* begin *

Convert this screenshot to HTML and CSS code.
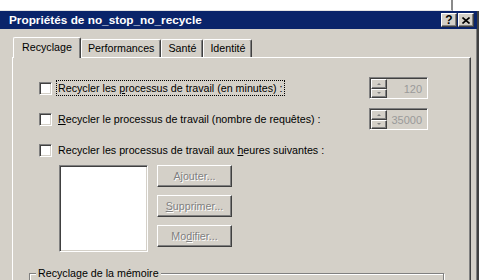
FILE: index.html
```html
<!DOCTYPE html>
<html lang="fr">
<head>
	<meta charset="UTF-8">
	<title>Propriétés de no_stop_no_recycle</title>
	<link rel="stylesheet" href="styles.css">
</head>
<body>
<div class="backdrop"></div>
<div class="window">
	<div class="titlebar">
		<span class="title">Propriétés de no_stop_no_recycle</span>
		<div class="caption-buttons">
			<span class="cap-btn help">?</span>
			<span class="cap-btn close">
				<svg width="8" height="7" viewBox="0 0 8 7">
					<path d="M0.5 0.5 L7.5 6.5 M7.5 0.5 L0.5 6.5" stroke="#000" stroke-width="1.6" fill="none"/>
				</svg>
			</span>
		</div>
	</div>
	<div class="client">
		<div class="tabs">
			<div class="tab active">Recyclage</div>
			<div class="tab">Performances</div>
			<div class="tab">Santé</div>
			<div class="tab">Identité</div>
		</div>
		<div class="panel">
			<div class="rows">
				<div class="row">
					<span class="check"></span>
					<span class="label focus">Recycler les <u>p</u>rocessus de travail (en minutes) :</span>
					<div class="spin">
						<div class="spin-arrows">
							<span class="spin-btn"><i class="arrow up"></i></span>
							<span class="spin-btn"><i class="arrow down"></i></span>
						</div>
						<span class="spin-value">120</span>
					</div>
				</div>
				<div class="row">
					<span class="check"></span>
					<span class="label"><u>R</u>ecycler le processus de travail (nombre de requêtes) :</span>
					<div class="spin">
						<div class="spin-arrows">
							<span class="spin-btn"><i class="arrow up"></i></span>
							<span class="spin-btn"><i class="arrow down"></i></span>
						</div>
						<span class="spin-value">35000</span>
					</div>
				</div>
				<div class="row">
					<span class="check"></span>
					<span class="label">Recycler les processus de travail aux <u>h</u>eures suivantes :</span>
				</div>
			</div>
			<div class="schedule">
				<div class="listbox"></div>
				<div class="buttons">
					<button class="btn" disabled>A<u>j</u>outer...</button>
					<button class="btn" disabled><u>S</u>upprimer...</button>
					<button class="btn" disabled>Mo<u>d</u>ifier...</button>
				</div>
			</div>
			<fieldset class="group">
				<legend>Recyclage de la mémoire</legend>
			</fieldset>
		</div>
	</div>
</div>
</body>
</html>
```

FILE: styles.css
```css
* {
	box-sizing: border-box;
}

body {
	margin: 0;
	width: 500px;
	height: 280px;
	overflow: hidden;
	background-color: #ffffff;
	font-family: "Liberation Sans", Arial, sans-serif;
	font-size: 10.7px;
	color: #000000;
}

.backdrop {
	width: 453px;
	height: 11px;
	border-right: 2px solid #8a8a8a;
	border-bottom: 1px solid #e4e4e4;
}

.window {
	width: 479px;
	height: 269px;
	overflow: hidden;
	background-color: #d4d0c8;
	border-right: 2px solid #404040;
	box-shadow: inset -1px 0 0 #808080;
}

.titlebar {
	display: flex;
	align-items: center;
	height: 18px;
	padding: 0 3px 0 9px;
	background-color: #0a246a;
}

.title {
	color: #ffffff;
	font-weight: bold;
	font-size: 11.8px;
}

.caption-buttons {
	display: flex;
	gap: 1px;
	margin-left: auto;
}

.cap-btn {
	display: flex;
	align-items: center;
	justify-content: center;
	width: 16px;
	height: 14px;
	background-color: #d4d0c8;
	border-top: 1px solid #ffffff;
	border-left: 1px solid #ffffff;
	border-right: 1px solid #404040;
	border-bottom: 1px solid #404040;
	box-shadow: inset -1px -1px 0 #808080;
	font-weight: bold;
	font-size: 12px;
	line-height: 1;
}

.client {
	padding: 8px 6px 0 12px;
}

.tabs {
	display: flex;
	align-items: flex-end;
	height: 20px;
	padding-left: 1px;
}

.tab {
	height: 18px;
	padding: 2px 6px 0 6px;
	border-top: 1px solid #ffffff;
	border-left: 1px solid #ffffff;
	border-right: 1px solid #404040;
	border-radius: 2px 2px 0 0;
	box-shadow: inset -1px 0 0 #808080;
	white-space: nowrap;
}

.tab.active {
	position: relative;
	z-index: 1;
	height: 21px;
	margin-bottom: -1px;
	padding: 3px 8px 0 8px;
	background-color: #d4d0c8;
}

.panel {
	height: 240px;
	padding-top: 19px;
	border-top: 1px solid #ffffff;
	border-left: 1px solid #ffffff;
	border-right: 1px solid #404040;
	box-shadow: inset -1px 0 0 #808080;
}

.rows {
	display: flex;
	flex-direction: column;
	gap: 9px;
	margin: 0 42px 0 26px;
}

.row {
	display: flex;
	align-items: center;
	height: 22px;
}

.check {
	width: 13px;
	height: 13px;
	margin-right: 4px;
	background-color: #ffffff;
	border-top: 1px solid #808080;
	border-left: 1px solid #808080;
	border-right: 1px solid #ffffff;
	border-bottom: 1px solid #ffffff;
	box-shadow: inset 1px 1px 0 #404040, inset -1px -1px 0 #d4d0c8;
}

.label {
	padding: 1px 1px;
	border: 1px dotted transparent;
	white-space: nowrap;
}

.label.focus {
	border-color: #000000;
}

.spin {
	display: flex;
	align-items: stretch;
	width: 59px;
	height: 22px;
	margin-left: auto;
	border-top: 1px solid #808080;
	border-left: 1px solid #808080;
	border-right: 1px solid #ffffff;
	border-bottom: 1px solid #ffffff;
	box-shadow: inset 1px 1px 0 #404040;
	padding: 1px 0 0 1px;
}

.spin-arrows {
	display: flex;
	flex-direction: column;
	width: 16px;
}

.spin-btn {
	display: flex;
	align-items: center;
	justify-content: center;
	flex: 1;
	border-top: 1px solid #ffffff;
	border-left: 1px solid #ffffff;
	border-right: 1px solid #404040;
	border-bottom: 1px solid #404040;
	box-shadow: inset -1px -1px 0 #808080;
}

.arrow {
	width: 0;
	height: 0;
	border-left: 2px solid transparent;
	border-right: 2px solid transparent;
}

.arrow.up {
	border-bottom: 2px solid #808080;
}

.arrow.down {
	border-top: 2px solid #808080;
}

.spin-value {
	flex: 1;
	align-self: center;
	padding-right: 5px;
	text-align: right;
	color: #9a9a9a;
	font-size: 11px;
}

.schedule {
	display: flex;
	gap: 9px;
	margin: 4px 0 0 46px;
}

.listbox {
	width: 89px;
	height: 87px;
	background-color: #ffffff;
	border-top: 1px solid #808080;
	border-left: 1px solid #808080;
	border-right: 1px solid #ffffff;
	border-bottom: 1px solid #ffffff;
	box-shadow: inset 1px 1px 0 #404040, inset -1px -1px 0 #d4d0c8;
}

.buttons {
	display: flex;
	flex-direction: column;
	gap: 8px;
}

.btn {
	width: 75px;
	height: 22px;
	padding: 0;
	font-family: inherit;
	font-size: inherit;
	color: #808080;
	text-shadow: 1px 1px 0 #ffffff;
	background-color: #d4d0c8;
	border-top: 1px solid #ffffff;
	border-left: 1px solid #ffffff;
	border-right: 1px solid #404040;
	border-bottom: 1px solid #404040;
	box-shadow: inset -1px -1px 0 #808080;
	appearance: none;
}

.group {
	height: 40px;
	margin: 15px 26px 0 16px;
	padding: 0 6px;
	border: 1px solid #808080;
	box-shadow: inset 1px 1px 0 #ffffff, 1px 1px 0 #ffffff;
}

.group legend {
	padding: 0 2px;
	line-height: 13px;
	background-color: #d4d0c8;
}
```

* end *

■ What is needed:
All of the lines above should be retyped precisely, apart from the pictures.

■ Completed task:
Convert this screenshot to HTML and CSS code.
FILE: index.html
```html
<!DOCTYPE html>
<html lang="fr">
<head>
	<meta charset="UTF-8">
	<title>Propriétés de no_stop_no_recycle</title>
	<link rel="stylesheet" href="styles.css">
</head>
<body>
<div class="backdrop"></div>
<div class="window">
	<div class="titlebar">
		<span class="title">Propriétés de no_stop_no_recycle</span>
		<div class="caption-buttons">
			<span class="cap-btn help">?</span>
			<span class="cap-btn close">
				<svg width="8" height="7" viewBox="0 0 8 7">
					<path d="M0.5 0.5 L7.5 6.5 M7.5 0.5 L0.5 6.5" stroke="#000" stroke-width="1.6" fill="none"/>
				</svg>
			</span>
		</div>
	</div>
	<div class="client">
		<div class="tabs">
			<div class="tab active">Recyclage</div>
			<div class="tab">Performances</div>
			<div class="tab">Santé</div>
			<div class="tab">Identité</div>
		</div>
		<div class="panel">
			<div class="rows">
				<div class="row">
					<span class="check"></span>
					<span class="label focus">Recycler les <u>p</u>rocessus de travail (en minutes) :</span>
					<div class="spin">
						<div class="spin-arrows">
							<span class="spin-btn"><i class="arrow up"></i></span>
							<span class="spin-btn"><i class="arrow down"></i></span>
						</div>
						<span class="spin-value">120</span>
					</div>
				</div>
				<div class="row">
					<span class="check"></span>
					<span class="label"><u>R</u>ecycler le processus de travail (nombre de requêtes) :</span>
					<div class="spin">
						<div class="spin-arrows">
							<span class="spin-btn"><i class="arrow up"></i></span>
							<span class="spin-btn"><i class="arrow down"></i></span>
						</div>
						<span class="spin-value">35000</span>
					</div>
				</div>
				<div class="row">
					<span class="check"></span>
					<span class="label">Recycler les processus de travail aux <u>h</u>eures suivantes :</span>
				</div>
			</div>
			<div class="schedule">
				<div class="listbox"></div>
				<div class="buttons">
					<button class="btn" disabled>A<u>j</u>outer...</button>
					<button class="btn" disabled><u>S</u>upprimer...</button>
					<button class="btn" disabled>Mo<u>d</u>ifier...</button>
				</div>
			</div>
			<fieldset class="group">
				<legend>Recyclage de la mémoire</legend>
			</fieldset>
		</div>
	</div>
</div>
</body>
</html>
```

FILE: styles.css
```css
* {
	box-sizing: border-box;
}

body {
	margin: 0;
	width: 500px;
	height: 280px;
	overflow: hidden;
	background-color: #ffffff;
	font-family: "Liberation Sans", Arial, sans-serif;
	font-size: 10.7px;
	color: #000000;
}

.backdrop {
	width: 453px;
	height: 11px;
	border-right: 2px solid #8a8a8a;
	border-bottom: 1px solid #e4e4e4;
}

.window {
	width: 479px;
	height: 269px;
	overflow: hidden;
	background-color: #d4d0c8;
	border-right: 2px solid #404040;
	box-shadow: inset -1px 0 0 #808080;
}

.titlebar {
	display: flex;
	align-items: center;
	height: 18px;
	padding: 0 3px 0 9px;
	background-color: #0a246a;
}

.title {
	color: #ffffff;
	font-weight: bold;
	font-size: 11.8px;
}

.caption-buttons {
	display: flex;
	gap: 1px;
	margin-left: auto;
}

.cap-btn {
	display: flex;
	align-items: center;
	justify-content: center;
	width: 16px;
	height: 14px;
	background-color: #d4d0c8;
	border-top: 1px solid #ffffff;
	border-left: 1px solid #ffffff;
	border-right: 1px solid #404040;
	border-bottom: 1px solid #404040;
	box-shadow: inset -1px -1px 0 #808080;
	font-weight: bold;
	font-size: 12px;
	line-height: 1;
}

.client {
	padding: 8px 6px 0 12px;
}

.tabs {
	display: flex;
	align-items: flex-end;
	height: 20px;
	padding-left: 1px;
}

.tab {
	height: 18px;
	padding: 2px 6px 0 6px;
	border-top: 1px solid #ffffff;
	border-left: 1px solid #ffffff;
	border-right: 1px solid #404040;
	border-radius: 2px 2px 0 0;
	box-shadow: inset -1px 0 0 #808080;
	white-space: nowrap;
}

.tab.active {
	position: relative;
	z-index: 1;
	height: 21px;
	margin-bottom: -1px;
	padding: 3px 8px 0 8px;
	background-color: #d4d0c8;
}

.panel {
	height: 240px;
	padding-top: 19px;
	border-top: 1px solid #ffffff;
	border-left: 1px solid #ffffff;
	border-right: 1px solid #404040;
	box-shadow: inset -1px 0 0 #808080;
}

.rows {
	display: flex;
	flex-direction: column;
	gap: 9px;
	margin: 0 42px 0 26px;
}

.row {
	display: flex;
	align-items: center;
	height: 22px;
}

.check {
	width: 13px;
	height: 13px;
	margin-right: 4px;
	background-color: #ffffff;
	border-top: 1px solid #808080;
	border-left: 1px solid #808080;
	border-right: 1px solid #ffffff;
	border-bottom: 1px solid #ffffff;
	box-shadow: inset 1px 1px 0 #404040, inset -1px -1px 0 #d4d0c8;
}

.label {
	padding: 1px 1px;
	border: 1px dotted transparent;
	white-space: nowrap;
}

.label.focus {
	border-color: #000000;
}

.spin {
	display: flex;
	align-items: stretch;
	width: 59px;
	height: 22px;
	margin-left: auto;
	border-top: 1px solid #808080;
	border-left: 1px solid #808080;
	border-right: 1px solid #ffffff;
	border-bottom: 1px solid #ffffff;
	box-shadow: inset 1px 1px 0 #404040;
	padding: 1px 0 0 1px;
}

.spin-arrows {
	display: flex;
	flex-direction: column;
	width: 16px;
}

.spin-btn {
	display: flex;
	align-items: center;
	justify-content: center;
	flex: 1;
	border-top: 1px solid #ffffff;
	border-left: 1px solid #ffffff;
	border-right: 1px solid #404040;
	border-bottom: 1px solid #404040;
	box-shadow: inset -1px -1px 0 #808080;
}

.arrow {
	width: 0;
	height: 0;
	border-left: 2px solid transparent;
	border-right: 2px solid transparent;
}

.arrow.up {
	border-bottom: 2px solid #808080;
}

.arrow.down {
	border-top: 2px solid #808080;
}

.spin-value {
	flex: 1;
	align-self: center;
	padding-right: 5px;
	text-align: right;
	color: #9a9a9a;
	font-size: 11px;
}

.schedule {
	display: flex;
	gap: 9px;
	margin: 4px 0 0 46px;
}

.listbox {
	width: 89px;
	height: 87px;
	background-color: #ffffff;
	border-top: 1px solid #808080;
	border-left: 1px solid #808080;
	border-right: 1px solid #ffffff;
	border-bottom: 1px solid #ffffff;
	box-shadow: inset 1px 1px 0 #404040, inset -1px -1px 0 #d4d0c8;
}

.buttons {
	display: flex;
	flex-direction: column;
	gap: 8px;
}

.btn {
	width: 75px;
	height: 22px;
	padding: 0;
	font-family: inherit;
	font-size: inherit;
	color: #808080;
	text-shadow: 1px 1px 0 #ffffff;
	background-color: #d4d0c8;
	border-top: 1px solid #ffffff;
	border-left: 1px solid #ffffff;
	border-right: 1px solid #404040;
	border-bottom: 1px solid #404040;
	box-shadow: inset -1px -1px 0 #808080;
	appearance: none;
}

.group {
	height: 40px;
	margin: 15px 26px 0 16px;
	padding: 0 6px;
	border: 1px solid #808080;
	box-shadow: inset 1px 1px 0 #ffffff, 1px 1px 0 #ffffff;
}

.group legend {
	padding: 0 2px;
	line-height: 13px;
	background-color: #d4d0c8;
}
```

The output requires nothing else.